What Donald Trump has said through the years
about where President Obama was born


By CHRIS MEGERIAN | 1:20PM PDT - Friday, September 16, 2016



DONALD TRUMP stood before television cameras on Friday and acknowledged a well-known fact that he had spent years denying — “President Barack Obama was born in the United States.”

It will be up to voters to determine whether that one sentence can erase years of Trump's lying about whether Obama was born an American citizen, a long history of the Republican nominee attempting to undermine the legitimacy of the country’s first black president.

Here's a look at Trump's history of spreading falsehoods about Obama's origins.


2008: Obama first faces questions about his birthplace

With rumors percolating about whether Obama was born in the U.S. and thus eligible to serve as president — a movement that would be dubbed birtherism — his campaign released a certification of live birth to prove he was born in Hawaii in 1961.

Spring 2011: Trump joins the movement

Three years later, Trump began pushing the issue in television interviews as he was considering whether to run for president in 2012.

“I have some real doubts,” Trump told the “Today” show. He claimed to have sent his own investigators to Hawaii, where Obama was born. “I have people that actually have been studying it and they cannot believe what they're finding.”

Trump raised another falsehood in an interview with “Good Morning America”, suggesting Obama was trying to conceal his religion by withholding his birth certificate. “Maybe it says he's a Muslim,” he said. Obama is Christian.


April 2011: Obama releases his long-form birth certificate

After weeks of Trump stirring the pot, the president called a White House news conference to release his long-form birth certificate. Obama called the issue a distraction pushed by “carnival barkers”, an implicit dig at Trump.

In response, Trump bragged about forcing Obama to release the document. He said he was “very proud” of himself and the birth certificate would have to be examined to ensure it was authentic.

Obama got the last word in this chapter.

At the White House correspondents dinner, in front of high-ranking lawmakers, top journalists, powerful Washington insiders and Trump himself, Obama skewered him.

"Now he can get back to focusing on the issues that matter,” Obama said while the New York businessman sat in the audience, unsmiling. “Like, did we fake the moon landing? What really happened at Roswell? And where are Biggie and Tupac?"




2012: Trump presses birther issue during election

Trump's campaign claimed in a statement on Thursday evening that he “brought closure” to the issue in 2011 when Obama released his birth certificate. But it's clear that Trump didn't consider the matter to be settled while Obama was running for re-election.

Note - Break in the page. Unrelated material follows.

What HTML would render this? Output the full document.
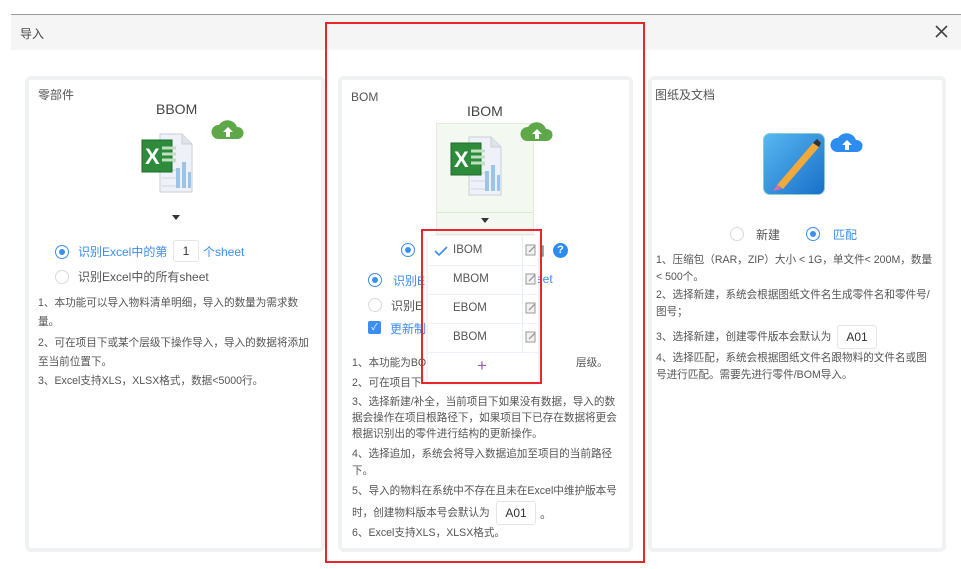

Trump even encouraged Mitt Romney, the Republican presidential nominee, to press the issue during a debate. In his tweet, Trump cites a promotional booklet for Obama's autobiography that inaccurately says he was born outside the U.S.



2013: Trump keeps the falsehood alive

Trump continued to spread conspiracy theories about the birth certificate the year after Obama was re-elected, suggesting the death of a Hawaiian official was somehow related to a cover-up of the president’s true origins.



In an interview with ABC News, Trump said the issue “made me very popular.” Pressed to acknowledge that Obama was born in the United States, he said, “I'm saying I don't know. Nobody knows.”

2015: Trump launches presidential campaign

Trump announced in June 2015 that he would run for president as a Republican. A month later, he renewed his doubts about Obama's birthplace. "I don't know. I really don't know," he said during a CNN interview.

Donald Trump poses with his family after announcing his candidacy for president in New York in June 2015. — Photograph: Christopher Gregory/Getty Images.
Donald Trump poses with his family after announcing his candidacy for president in New York in June 2015.
 — Photograph: Christopher Gregory/Getty Images.


Early 2016: Trump dodges birther questions

As he began to inch closer to the GOP nomination, Trump started to shy away from the issue.

“Who cares right now? We're talking about something else, OK?” he told CNN. “I have my own theory on Obama. Someday I will write a book.”


Summer 2016: Trump's campaign starts to say he's changed his belief

In recent weeks, top members of Trump's campaign began trying to walk back the nominee's statements. His running mate, Indiana Governor Mike Pence, said he knew Obama was born a citizen. His campaign manager, Kellyanne Conway, said last week that Trump believes Obama was born in the U.S., and a statement from a senior communications aide late on Thursday asserted the same.

But none of those comments came from Trump himself, who declined to answer questions on the topic as recently as Wednesday in an interview with The Washington Post.


September 2016: Trump acknowledges the truth about Obama

Five years after began doing television interviews about Obama's birth certificate, Trump declared at his new hotel in Washington that the president was born in the United States. Trump did not apologize, nor did he explain why he changed his mind.

At the same time, he claimed it was Hillary Clinton, his Democratic opponent who ran against Obama in the 2008 primary, who originally raised questions about the president's birth. There's no evidence of that.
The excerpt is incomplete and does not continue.